Where this path leads
From here the road forks by taste: choreography (classes or learning routines from video), or freestyle - which hip hop was built for, and which the groove-first path has quietly been preparing you for all along, since freestyle is grooves plus vocabulary plus recombination (start here: How to Freestyle Dance for Beginners). Either way, hip hop rewards the beginner who invested in the boring-looking foundation: it's also one of the most adult-beginner-friendly styles there is - wide open at any starting age with consistent practice - which is a big part of why it's so often recommended as a first style.
Frequently asked questions
How should a complete beginner start hip hop dancing?
Start with the bounce: bouncing to the beat on the balls of your feet with soft knees, until it's automatic. Then learn the four grooves (up, down, bounce, jump) and a handful of party moves like the Cabbage Patch or Janet - they're the actual training ground for hip hop's groove, not kiddie material. Only after that layer choreography on top. Searching "hip hop foundation" on YouTube is the community-standard starting point.
Can I learn hip hop dance at home?
Yes - hip hop's foundation layer (bounce, grooves, party moves) is one of the most home-learnable things in dance, with deep tutorial coverage online. Loop tutorials at reduced speed, drill both sides, and record yourself to compare against the reference. The known limitation: online-only learners tend to plateau around intermediate without occasional live feedback, so treat drop-in classes or workshops as periodic calibration rather than a requirement to start.
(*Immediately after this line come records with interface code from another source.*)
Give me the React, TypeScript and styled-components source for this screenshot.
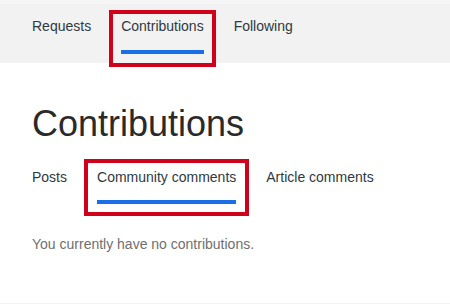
import React from "react";
import styled, { createGlobalStyle } from "styled-components";

const GlobalStyle = createGlobalStyle`
  html, body { margin: 0; padding: 0; background: #ffffff; }
  body { font-family: "Liberation Sans", Arial, sans-serif; }
  * { box-sizing: border-box; }
`;

const Page = styled.div`
  width: 450px;
  display: flex;
  flex-direction: column;
`;

const TopStrip = styled.div`
  height: 4px;
  background: #f6f6f6;
`;

const NavBar = styled.nav`
  background: #f2f2f2;
  display: flex;
  gap: 30px;
  padding: 12px 32px 9px;
`;

const TabList = styled.div`
  display: flex;
  gap: 30px;
`;

const Tab = styled.a<{ $active?: boolean; $sub?: boolean }>`
  position: relative;
  display: flex;
  flex-direction: column;
  font-size: 14px;
  line-height: 20px;
  color: #2f3941;
  text-decoration: none;
  cursor: pointer;

  &::after {
    content: "";
    display: block;
    height: 4px;
    margin-top: ${(p) => (p.$sub ? "13px" : "14px")};
    background: ${(p) => (p.$active ? "#1a6fe6" : "transparent")};
  }
`;

const Highlight = styled.span<{ $top: number; $side: number; $bottom: number }>`
  position: absolute;
  top: ${(p) => -p.$top}px;
  left: ${(p) => -p.$side}px;
  right: ${(p) => -p.$side}px;
  bottom: ${(p) => -p.$bottom}px;
  border: 4px solid #d0021b;
  pointer-events: none;
`;

const Main = styled.main`
  padding: 39px 32px 49px;
  display: flex;
  flex-direction: column;
`;

const Title = styled.h1`
  margin: 0;
  font-size: 36px;
  line-height: 43px;
  font-weight: 400;
  color: #2a2a2a;
`;

const SubTabs = styled(TabList)`
  margin-top: 22px;
`;

const Empty = styled.p`
  margin: 30px 0 0;
  font-size: 14px;
  line-height: 20px;
  color: #6f6f6f;
`;

const Footer = styled.footer`
  height: 4px;
  background: #f4f4f4;
`;

export default function App() {
  return (
    <>
      <GlobalStyle />
      <Page>
        <TopStrip />
        <NavBar>
          <Tab>Requests</Tab>
          <Tab $active>
            Contributions
            <Highlight $top={6} $side={12} $bottom={13} />
          </Tab>
          <Tab>Following</Tab>
        </NavBar>
        <Main>
          <Title>Contributions</Title>
          <SubTabs>
            <Tab $sub>Posts</Tab>
            <Tab $sub $active>
              Community comments
              <Highlight $top={8} $side={13} $bottom={12} />
            </Tab>
            <Tab $sub>Article comments</Tab>
          </SubTabs>
          <Empty>You currently have no contributions.</Empty>
        </Main>
        <Footer />
      </Page>
    </>
  );
}
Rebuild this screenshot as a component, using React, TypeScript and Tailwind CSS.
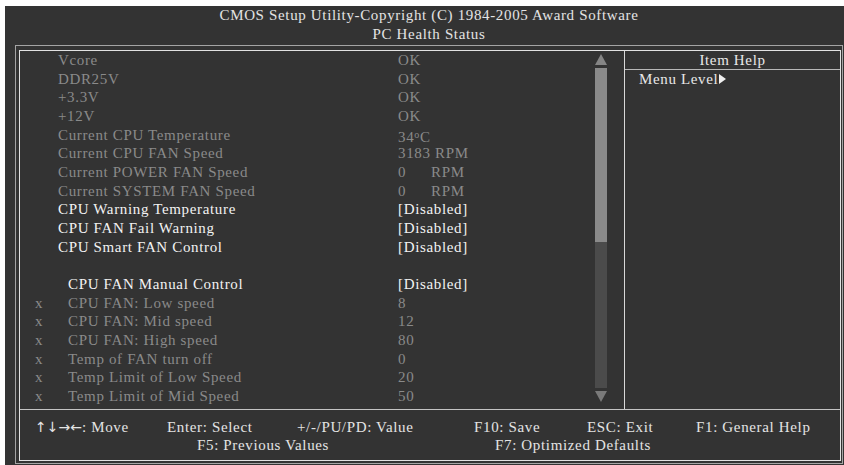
import React from "react";

type Row = {
  label?: string;
  value?: React.ReactNode;
  tone?: "dim" | "bright";
  indent?: boolean;
  mark?: boolean;
};

const rpm = (n: string) => (
  <span className="flex">
    <span className="inline-block w-[33px]">{n}</span>
    <span>RPM</span>
  </span>
);

const rows: Row[] = [
  { label: "Vcore", value: "OK", tone: "dim" },
  { label: "DDR25V", value: "OK", tone: "dim" },
  { label: "+3.3V", value: "OK", tone: "dim" },
  { label: "+12V", value: "OK", tone: "dim" },
  { label: "Current CPU Temperature", value: <span>34<span className="text-[10px] align-[4px]">o</span>C</span>, tone: "dim" },
  { label: "Current CPU FAN Speed", value: "3183 RPM", tone: "dim" },
  { label: "Current POWER FAN Speed", value: rpm("0"), tone: "dim" },
  { label: "Current SYSTEM FAN Speed", value: rpm("0"), tone: "dim" },
  { label: "CPU Warning Temperature", value: "[Disabled]", tone: "bright" },
  { label: "CPU FAN Fail Warning", value: "[Disabled]", tone: "bright" },
  { label: "CPU Smart FAN Control", value: "[Disabled]", tone: "bright" },
  {},
  { label: "CPU FAN Manual Control", value: "[Disabled]", tone: "bright", indent: true },
  { label: "CPU FAN: Low speed", value: "8", tone: "dim", indent: true, mark: true },
  { label: "CPU FAN: Mid speed", value: "12", tone: "dim", indent: true, mark: true },
  { label: "CPU FAN: High speed", value: "80", tone: "dim", indent: true, mark: true },
  { label: "Temp of FAN turn off", value: "0", tone: "dim", indent: true, mark: true },
  { label: "Temp Limit of Low Speed", value: "20", tone: "dim", indent: true, mark: true },
  { label: "Temp Limit of Mid Speed", value: "50", tone: "dim", indent: true, mark: true },
];

const Scrollbar = () => (
  <div className="w-[12px] flex flex-col pt-[3px]">
    <svg width="12" height="11" viewBox="0 0 12 11">
      <polygon points="6,0 12,11 0,11" fill="#858585" />
    </svg>
    <div className="h-[3px]" />
    <div className="h-[174px] bg-[#8a8a8a]" />
    <div className="h-[146px] bg-[#4b4b4b]" />
    <div className="h-[3px]" />
    <svg width="12" height="11" viewBox="0 0 12 11">
      <polygon points="0,0 12,0 6,11" fill="#7a7a7a" />
    </svg>
  </div>
);

export default function App() {
  return (
    <div className="min-h-screen bg-white pt-[6px] pl-[5px]">
      <div
        className="w-[839px] h-[459px] bg-[#333333] text-[15px] tracking-[0.65px] whitespace-nowrap"
        style={{ fontFamily: '"Liberation Serif", "Times New Roman", serif' }}
      >
        <div className="ml-[10px] pr-[1px]">
          <div className="h-[39px] text-center text-[#e4e4e4] leading-[18.5px]">
            <div>CMOS Setup Utility-Copyright (C) 1984-2005 Award Software</div>
            <div>PC Health Status</div>
          </div>

          <div className="w-[828px] h-[419px] border border-[#a4a4a4] pt-[4px] pl-[3px] pr-[1px] pb-[2px]">
            <div className="h-full border border-[#e2e2e2] flex flex-col">
              <div className="h-[359px] shrink-0 flex border-b border-[#c4c4c4]">
                {/* settings list */}
                <div className="w-[605px] flex border-r border-[#d8d8d8]">
                  <div className="w-[575px] leading-[18.67px]">
                    {rows.map((r, i) => (
                      <div
                        key={i}
                        className={`flex h-[18.67px] ${r.tone === "bright" ? "text-[#f2f2f2]" : "text-[#8a8a8a]"}`}
                      >
                        <span className="w-[15px] shrink-0" />
                        <span className="w-[23px] shrink-0">{r.mark ? "x" : ""}</span>
                        {r.indent && <span className="w-[10px] shrink-0" />}
                        <span className={r.indent ? "w-[330px] shrink-0" : "w-[340px] shrink-0"}>{r.label}</span>
                        <span>{r.value}</span>
                      </div>
                    ))}
                  </div>
                  <Scrollbar />
                </div>

                {/* item help */}
                <div className="flex-1 text-[#e8e8e8] leading-[18.67px]">
                  <div className="h-[19px] text-center border-b border-[#b8b8b8]">Item Help</div>
                  <div className="pl-[14px] flex items-center">
                    <span>Menu Level</span>
                    <svg width="7" height="10" viewBox="0 0 7 10" className="ml-[1px]">
                      <polygon points="0,0 7,5 0,10" fill="#f0f0f0" />
                    </svg>
                  </div>
                </div>
              </div>

              {/* key legend */}
              <div className="flex-1 pt-[8px] text-[#e4e4e4] leading-[18px]">
                <div className="flex pl-[15px]">
                  <span className="w-[132px] shrink-0">
                    <span style={{ fontFamily: '"DejaVu Sans", sans-serif' }} className="text-[14px] tracking-[0px]">↑↓→←</span>: Move
                  </span>
                  <span className="w-[130px] shrink-0">Enter: Select</span>
                  <span className="w-[177px] shrink-0">+/-/PU/PD: Value</span>
                  <span className="w-[113px] shrink-0">F10: Save</span>
                  <span className="w-[109px] shrink-0">ESC: Exit</span>
                  <span>F1: General Help</span>
                </div>
                <div className="flex pl-[177px]">
                  <span className="w-[298px] shrink-0">F5: Previous Values</span>
                  <span>F7: Optimized Defaults</span>
                </div>
              </div>
            </div>
          </div>
        </div>
      </div>
    </div>
  );
}
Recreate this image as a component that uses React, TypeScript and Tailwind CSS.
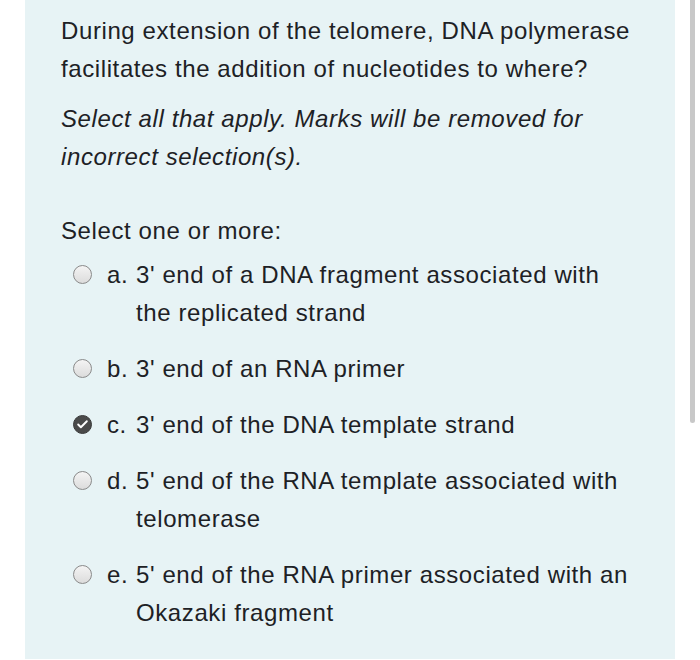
import { Check } from 'lucide-react';

type Option = { label: string; text: string; checked?: boolean };

const options: Option[] = [
  { label: 'a.', text: "3' end of a DNA fragment associated with the replicated strand" },
  { label: 'b.', text: "3' end of an RNA primer" },
  { label: 'c.', text: "3' end of the DNA template strand", checked: true },
  { label: 'd.', text: "5' end of the RNA template associated with telomerase" },
  { label: 'e.', text: "5' end of the RNA primer associated with an Okazaki fragment" },
];

function Radio({ checked }: { checked?: boolean }) {
  if (checked) {
    return (
      <span className="flex h-[19px] w-[19px] items-center justify-center rounded-full border border-[#3a3a3a] bg-[#4a4a4a]">
        <Check className="h-[13px] w-[13px] text-white" strokeWidth={3.5} />
      </span>
    );
  }
  return (
    <span className="block h-[19px] w-[19px] rounded-full border border-[#8a8a8a] bg-gradient-to-b from-[#f4f4f4] to-[#dcdcdc]" />
  );
}

export default function App() {
  return (
    <div className="relative h-[660px] w-[700px] bg-white" style={{ fontFamily: '"Liberation Sans", Arial, sans-serif' }}>
      <div className="ml-[25px] h-[659px] w-[650px] bg-[#e7f3f5] pl-[36px] pr-[34px] pt-[12px] text-[24px] leading-[38px] tracking-[0.6px] text-[#1d2125]">
        <p>During extension of the telomere, DNA polymerase facilitates the addition of nucleotides to where?</p>
        <p className="mt-[12px] italic">Select all that apply. Marks will be removed for incorrect selection(s).</p>

        <p className="mt-[36px]">Select one or more:</p>

        <div className="mt-[6px] flex flex-col gap-[18px] pl-[12px]">
          {options.map((o) => (
            <div key={o.label} className="flex items-start">
              <span className="mt-[9px] w-[34px] shrink-0">
                <Radio checked={o.checked} />
              </span>
              <span className="w-[29px] shrink-0">{o.label}</span>
              <span className="flex-1">{o.text}</span>
            </div>
          ))}
        </div>
      </div>
      <div className="absolute left-[690px] top-0 h-[423px] w-[5px] rounded-b-full bg-[#c8c8c8]" />
    </div>
  );
}
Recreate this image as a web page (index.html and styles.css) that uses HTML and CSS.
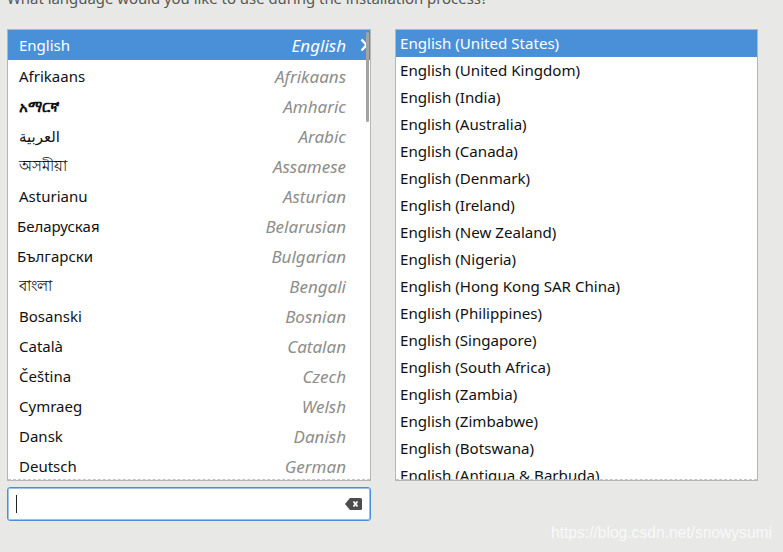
FILE: index.html
```html
<!DOCTYPE html>
<html>
<head>
<meta charset="utf-8">
<link rel="stylesheet" href="styles.css">
</head>
<body>
<div class="title">What language would you like to use during the installation process?</div>
<div class="main">
  <div class="left-col">
    <div class="panel lang-panel">
      <div class="scroller">
        <div class="lrow selected"><span class="native">English</span><span class="eng">English</span>
          <svg class="chev" width="8" height="14" viewBox="0 0 8 14"><polyline points="1.5,1.5 6.5,7 1.5,12.5" fill="none" stroke="#fff" stroke-width="2.4"/></svg>
        </div>
        <div class="lrow"><span class="native">Afrikaans</span><span class="eng">Afrikaans</span></div>
        <div class="lrow"><span class="native bold">አማርኛ</span><span class="eng">Amharic</span></div>
        <div class="lrow"><span class="native">العربية</span><span class="eng">Arabic</span></div>
        <div class="lrow"><span class="native">অসমীয়া</span><span class="eng">Assamese</span></div>
        <div class="lrow"><span class="native">Asturianu</span><span class="eng">Asturian</span></div>
        <div class="lrow"><span class="native cyr">Беларуская</span><span class="eng">Belarusian</span></div>
        <div class="lrow"><span class="native cyr">Български</span><span class="eng">Bulgarian</span></div>
        <div class="lrow"><span class="native">বাংলা</span><span class="eng">Bengali</span></div>
        <div class="lrow"><span class="native">Bosanski</span><span class="eng">Bosnian</span></div>
        <div class="lrow"><span class="native">Català</span><span class="eng">Catalan</span></div>
        <div class="lrow"><span class="native">Čeština</span><span class="eng">Czech</span></div>
        <div class="lrow"><span class="native">Cymraeg</span><span class="eng">Welsh</span></div>
        <div class="lrow"><span class="native">Dansk</span><span class="eng">Danish</span></div>
        <div class="lrow"><span class="native">Deutsch</span><span class="eng">German</span></div>
      </div>
      <div class="scrollbar"></div>
      <div class="undershoot"></div>
    </div>
    <div class="search">
      <span class="cursor"></span>
      <svg class="clear" width="17" height="12" viewBox="0 0 17 12"><path d="M5 0 H15.5 A1.5 1.5 0 0 1 17 1.5 V10.5 A1.5 1.5 0 0 1 15.5 12 H5 L0 6 Z" fill="#4d4d4d"/><path d="M8.5 3.5 L12.5 8.5 M12.5 3.5 L8.5 8.5" stroke="#fff" stroke-width="1.8"/></svg>
    </div>
  </div>
  <div class="panel locale-panel">
    <div class="scroller">
      <div class="rrow selected">English (United States)</div>
      <div class="rrow">English (United Kingdom)</div>
      <div class="rrow">English (India)</div>
      <div class="rrow">English (Australia)</div>
      <div class="rrow">English (Canada)</div>
      <div class="rrow">English (Denmark)</div>
      <div class="rrow">English (Ireland)</div>
      <div class="rrow">English (New Zealand)</div>
      <div class="rrow">English (Nigeria)</div>
      <div class="rrow">English (Hong Kong SAR China)</div>
      <div class="rrow">English (Philippines)</div>
      <div class="rrow">English (Singapore)</div>
      <div class="rrow">English (South Africa)</div>
      <div class="rrow">English (Zambia)</div>
      <div class="rrow">English (Zimbabwe)</div>
      <div class="rrow">English (Botswana)</div>
      <div class="rrow">English (Antigua &amp; Barbuda)</div>
    </div>
    <div class="undershoot"></div>
  </div>
</div>
<div class="watermark">https://blog.csdn.net/snowysumi</div>
</body>
</html>
```

FILE: styles.css
```css
html, body {
  margin: 0;
  padding: 0;
  background: #e8e8e7;
  width: 783px;
  height: 552px;
  overflow: hidden;
  font-family: "Noto Sans", "DejaVu Sans", sans-serif;
  font-size: 15px;
  color: #2e3436;
}
.title {
  margin: -11px 0 0 7px;
  height: 18px;
  line-height: 18px;
  font-size: 14.9px;
  color: #555753;
  white-space: nowrap;
}
.main {
  display: flex;
  padding-left: 7px;
  margin-top: 22px;
  gap: 24px;
}
.left-col {
  width: 364px;
  display: flex;
  flex-direction: column;
  gap: 6px;
}
.panel {
  position: relative;
  height: 450px;
  border: 1px solid #b6b6b3;
  background: #fff;
  overflow: hidden;
}
.lang-panel {
  width: 362px;
}
.locale-panel {
  width: 361px;
}
.scroller {
  height: 450px;
  overflow: hidden;
}
.lrow {
  height: 30px;
  display: flex;
  align-items: center;
  justify-content: space-between;
  padding: 0 24px 0 11px;
  position: relative;
  color: #111;
}
.lrow.selected {
  background: #4a90d9;
  color: #fff;
  margin-bottom: 1px;
}
.lrow.selected .eng {
  color: #fff;
}
.native.bold {
  font-weight: bold;
}
.native.cyr {
  margin-left: -2px;
}
.eng {
  font-style: italic;
  font-size: 17px;
  color: #8d8d8b;
}
.chev {
  position: absolute;
  right: 2px;
  top: 8px;
}
.scrollbar {
  position: absolute;
  right: 1px;
  top: 2px;
  width: 3px;
  height: 90px;
  border-radius: 2px;
  background: #a4a4a2;
}
.undershoot {
  position: absolute;
  left: 0;
  right: 0;
  bottom: 0;
  border-bottom: 1px dashed #c4c4c2;
}
.rrow {
  height: 27px;
  line-height: 27px;
  padding-left: 4px;
  font-size: 15.1px;
  color: #111;
  white-space: nowrap;
}
.rrow.selected {
  background: #4a90d9;
  color: #fff;
}
.search {
  box-sizing: border-box;
  height: 34px;
  width: 364px;
  background: #fff;
  border: 1px solid #4a90d9;
  box-shadow: inset 0 0 0 1px rgba(74, 144, 217, 0.55);
  border-radius: 3px;
  display: flex;
  align-items: center;
  justify-content: space-between;
  padding: 0 8px 0 8px;
}
.cursor {
  width: 1px;
  height: 18px;
  background: #222;
}
.clear {
  display: block;
}
.watermark {
  position: absolute;
  left: 551px;
  top: 524px;
  font-family: "Liberation Sans", Arial, sans-serif;
  font-size: 15.6px;
  color: rgba(255, 255, 255, 0.75);
  white-space: nowrap;
}
```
Why does my hip hop dancing look stiff?
Almost always: not enough knee bend, not low enough, and no groove under the moves. Locked or nearly-straight knees cap the bounce that everything else rides on, standing tall reads as tension, and executing steps without the underlying groove produces exactly the "motion, not dance" look. Get lower than feels natural, re-drill the bounce, and if arms are the stiff part, practice with them completely relaxed for a few sessions before re-adding intentional arm work.